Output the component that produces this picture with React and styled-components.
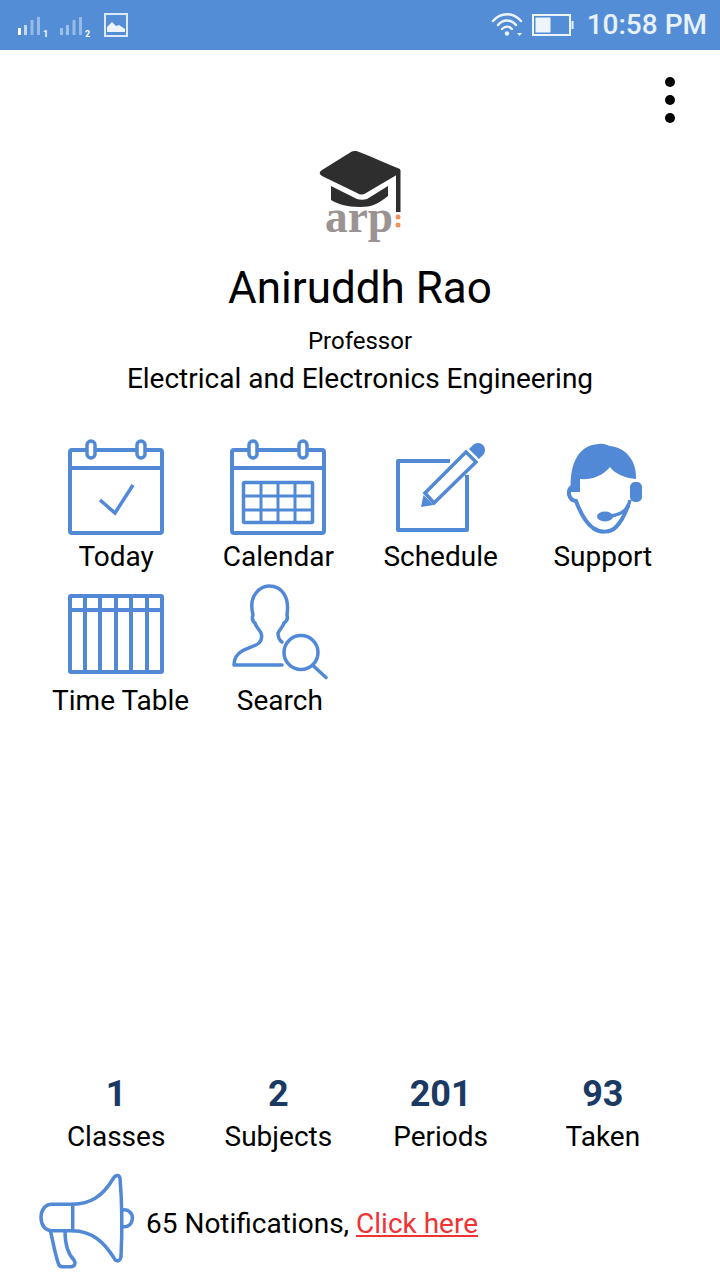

* * *

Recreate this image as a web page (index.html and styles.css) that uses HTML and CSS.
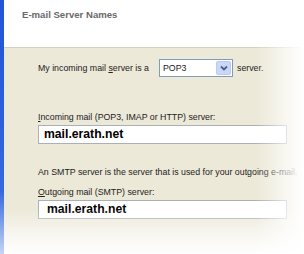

==

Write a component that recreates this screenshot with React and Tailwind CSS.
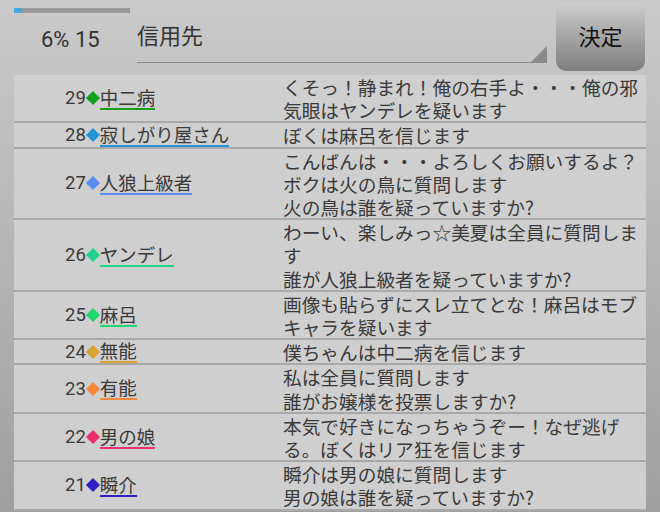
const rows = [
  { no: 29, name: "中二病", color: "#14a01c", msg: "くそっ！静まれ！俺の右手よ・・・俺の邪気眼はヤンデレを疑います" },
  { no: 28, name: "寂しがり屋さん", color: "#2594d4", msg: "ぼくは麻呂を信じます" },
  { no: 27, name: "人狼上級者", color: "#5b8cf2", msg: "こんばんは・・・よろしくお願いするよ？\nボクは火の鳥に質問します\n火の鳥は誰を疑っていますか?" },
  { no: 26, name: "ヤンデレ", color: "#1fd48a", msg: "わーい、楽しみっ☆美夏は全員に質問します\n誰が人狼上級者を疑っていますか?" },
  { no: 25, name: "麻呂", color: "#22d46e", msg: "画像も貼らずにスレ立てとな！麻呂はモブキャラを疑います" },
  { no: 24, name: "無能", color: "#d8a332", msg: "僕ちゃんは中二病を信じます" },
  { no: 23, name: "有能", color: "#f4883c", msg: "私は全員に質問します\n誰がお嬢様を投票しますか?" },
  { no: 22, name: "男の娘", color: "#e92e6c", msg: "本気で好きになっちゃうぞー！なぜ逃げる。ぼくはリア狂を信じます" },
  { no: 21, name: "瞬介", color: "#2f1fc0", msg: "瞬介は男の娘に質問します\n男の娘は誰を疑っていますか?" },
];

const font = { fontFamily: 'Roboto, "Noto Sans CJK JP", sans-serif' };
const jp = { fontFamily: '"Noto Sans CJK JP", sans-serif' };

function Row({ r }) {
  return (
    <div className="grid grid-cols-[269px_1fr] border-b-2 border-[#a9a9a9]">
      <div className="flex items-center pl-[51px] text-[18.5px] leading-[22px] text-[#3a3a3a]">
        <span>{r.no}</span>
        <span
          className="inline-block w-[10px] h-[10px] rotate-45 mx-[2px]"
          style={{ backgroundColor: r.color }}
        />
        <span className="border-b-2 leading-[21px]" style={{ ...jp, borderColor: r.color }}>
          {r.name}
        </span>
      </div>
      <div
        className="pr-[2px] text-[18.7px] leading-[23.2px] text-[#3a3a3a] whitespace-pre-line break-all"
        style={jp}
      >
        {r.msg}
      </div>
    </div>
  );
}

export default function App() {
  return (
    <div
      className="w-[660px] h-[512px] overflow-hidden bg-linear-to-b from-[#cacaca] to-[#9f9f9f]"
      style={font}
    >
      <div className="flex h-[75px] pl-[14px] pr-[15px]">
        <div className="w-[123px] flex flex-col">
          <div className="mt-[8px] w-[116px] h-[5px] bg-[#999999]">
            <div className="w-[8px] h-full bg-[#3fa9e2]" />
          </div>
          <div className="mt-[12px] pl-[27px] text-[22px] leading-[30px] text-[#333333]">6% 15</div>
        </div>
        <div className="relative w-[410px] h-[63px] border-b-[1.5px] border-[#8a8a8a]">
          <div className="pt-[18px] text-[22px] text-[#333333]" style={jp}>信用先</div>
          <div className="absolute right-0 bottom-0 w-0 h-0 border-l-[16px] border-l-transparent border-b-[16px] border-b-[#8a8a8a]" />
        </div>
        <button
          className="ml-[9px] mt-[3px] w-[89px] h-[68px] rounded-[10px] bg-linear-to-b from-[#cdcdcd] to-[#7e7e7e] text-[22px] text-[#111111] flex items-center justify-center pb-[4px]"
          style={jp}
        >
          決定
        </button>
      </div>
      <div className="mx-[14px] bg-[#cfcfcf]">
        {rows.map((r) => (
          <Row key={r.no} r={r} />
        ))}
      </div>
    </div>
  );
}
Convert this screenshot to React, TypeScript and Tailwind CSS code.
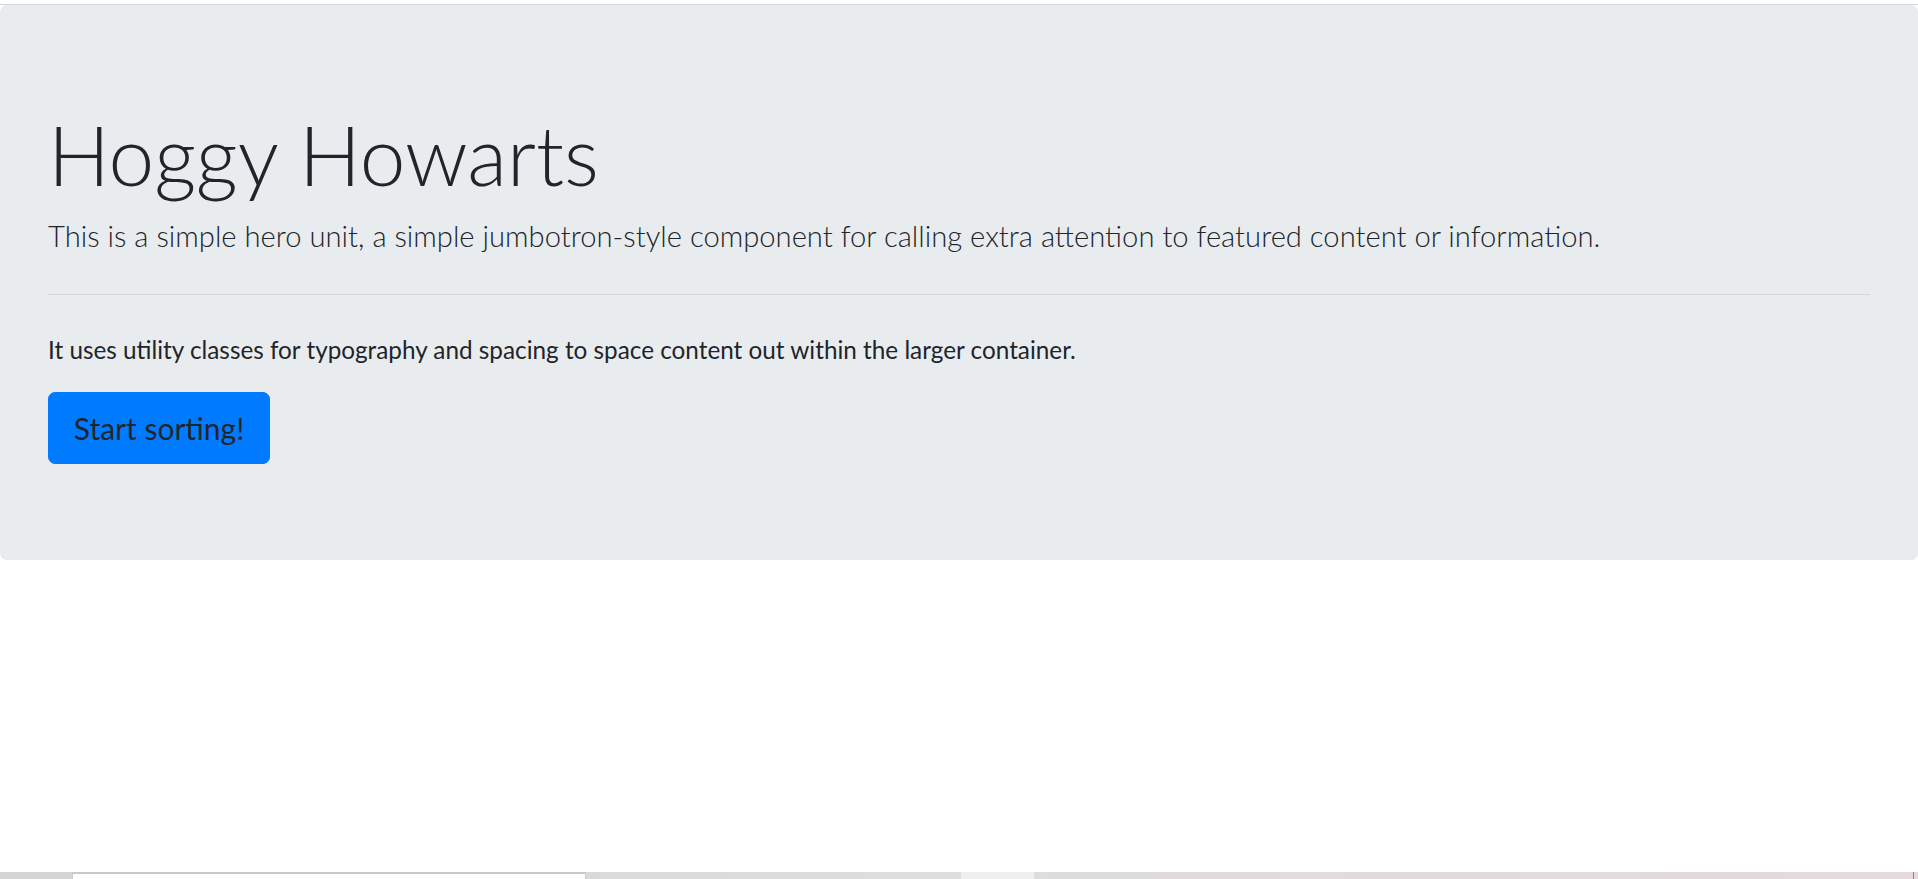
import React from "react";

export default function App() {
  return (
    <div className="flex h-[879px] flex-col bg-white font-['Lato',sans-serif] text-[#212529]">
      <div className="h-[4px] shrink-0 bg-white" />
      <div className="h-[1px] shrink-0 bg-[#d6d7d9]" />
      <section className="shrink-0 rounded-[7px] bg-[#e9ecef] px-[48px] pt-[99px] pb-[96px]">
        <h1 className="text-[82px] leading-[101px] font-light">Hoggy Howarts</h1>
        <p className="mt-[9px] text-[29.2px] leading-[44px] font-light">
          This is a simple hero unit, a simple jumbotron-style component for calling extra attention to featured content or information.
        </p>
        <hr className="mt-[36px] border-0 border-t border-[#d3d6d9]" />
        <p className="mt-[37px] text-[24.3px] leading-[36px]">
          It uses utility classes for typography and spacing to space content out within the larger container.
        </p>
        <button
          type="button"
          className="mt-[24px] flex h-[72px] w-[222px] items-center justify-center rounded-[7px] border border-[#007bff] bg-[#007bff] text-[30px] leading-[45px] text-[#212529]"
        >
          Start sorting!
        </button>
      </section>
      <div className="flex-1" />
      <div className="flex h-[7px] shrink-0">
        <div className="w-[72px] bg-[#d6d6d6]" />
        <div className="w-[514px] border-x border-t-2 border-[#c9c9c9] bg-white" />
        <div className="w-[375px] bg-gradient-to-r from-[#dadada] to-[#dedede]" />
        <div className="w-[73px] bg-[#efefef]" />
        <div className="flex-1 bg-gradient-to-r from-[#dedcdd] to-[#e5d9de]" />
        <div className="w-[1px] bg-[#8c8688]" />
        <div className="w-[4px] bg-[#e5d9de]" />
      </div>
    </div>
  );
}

**Given request**: In the entries above, find each line with the word "that" and copy it.

**Solution below**:
Output the component that produces this picture with React and styled-components.
Recreate this image as a web page (index.html and styles.css) that uses HTML and CSS.
Write a component that recreates this screenshot with React and Tailwind CSS.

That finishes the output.